Each permutation evolves the pre-mapping by searching alternative pairs within the similarity matrix that, even if with a lower similarity between the embeddings related to the nodes of interest, however these have a greater similarity in terms of global overlapping into its own layer with other candidate nodes.

Let us denote \((u_1,v_1)\) as a generic pre-mapping between the node \(u_1\) and \(v_1\), belonging to the source multilayer network and the target one, respectively. In our approach, the optimization of \(u_1,v_1\) means searching a node \(v_2\), such that the ratio between the similarity of the embeddings and the overlapping of nodes is globally the highest. For evaluating an overlapping, we opted for a simple and well-known metric in the field of node similarity: the Jaccard coefficient (Jc) [19]. We formally describe Jc in Eq. 5.

$$\begin{aligned} Jc = \frac{|\Gamma (u) \cap \Gamma (v)|}{|\Gamma (u) \cup \Gamma (v)|} \end{aligned}$$
(5)

with u and v the two nodes of interest, and \(\Gamma (u)\) the set of neighbours of u.

This approach is performed by iteratively applying f to the similarity matrix, for each pair of nodes that do not also have a Jc equal to 1 (i.e., the mappings that are not already overlapped); this allows subsequent refinements. If the similarity between the embeddings already reflects the maximum achievable, the pair does not need to be optimized further and is considered as final. Note that the iterative processing is performed until all pairs of node mapping are maximized, or to a permutation amount defined by the user (default: 50% of the size of the pre-mapping; in our experimentation, this threshold has never been reached, and it seemed reasonable to us to contain the running time in the worst case).

Summarizing, the PGNA between two generic networks produces a resulting one-to-one node mapping (see “Section Background”). For multilayer networks, the PGNA he must also evaluate the layered arrangement of the nodes, as well as the existence of the interlayer edges. Figure 2 shows a non-exhaustive toy alignment between two multilayer networks having two layers, each one. DANTEml produces an output in accordance with what has just been specified.

Fig. 2
figure 2

The figure shows a non-exhaustive toy PGNA between two multilayer networks having two layers, each one.
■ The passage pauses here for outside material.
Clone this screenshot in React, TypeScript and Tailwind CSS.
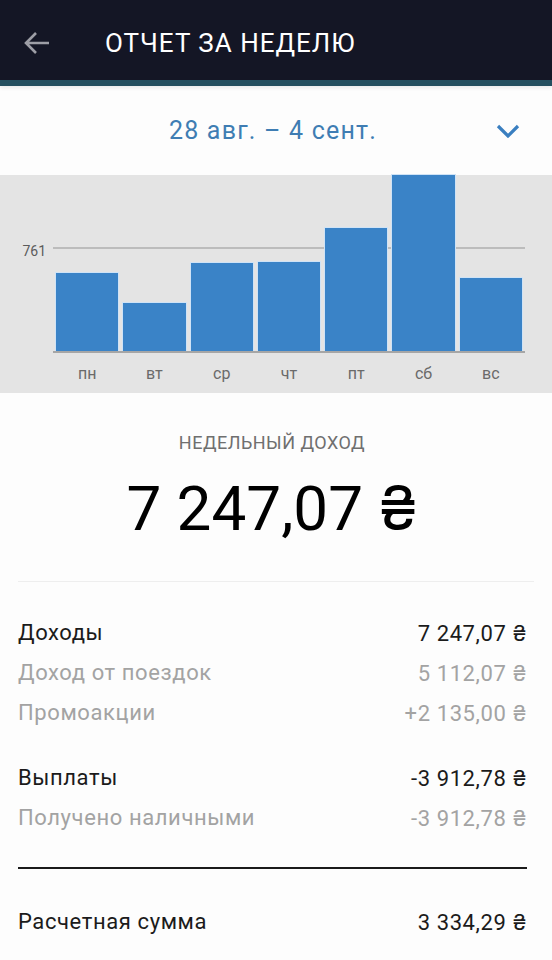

The green and blue lines are the one-to-one node mappings between the nodes of the respective layer; in the figure, it was also reported as table

Finally, we also report below the main implementation details.

DANTEml was implemented in Python3, and it consists of three main functions related to (i) node embeddings, (ii) similarity matrix construction, and (iii) alignment, respectively.

The first allows for representational learning of a multilayer network graph model, based on the training of vector embeddings via random walks. It allows mapping a node to an embedding space based on its own topological features. The representational learning was processed by using a well-known Python package, i.e., Gensim [20], while the creation and manipulation of the network graph models was implemented through NetworkX [21]. Scientific computing (e.g., cosine similarity) and statistics were performed by using Scipy [22].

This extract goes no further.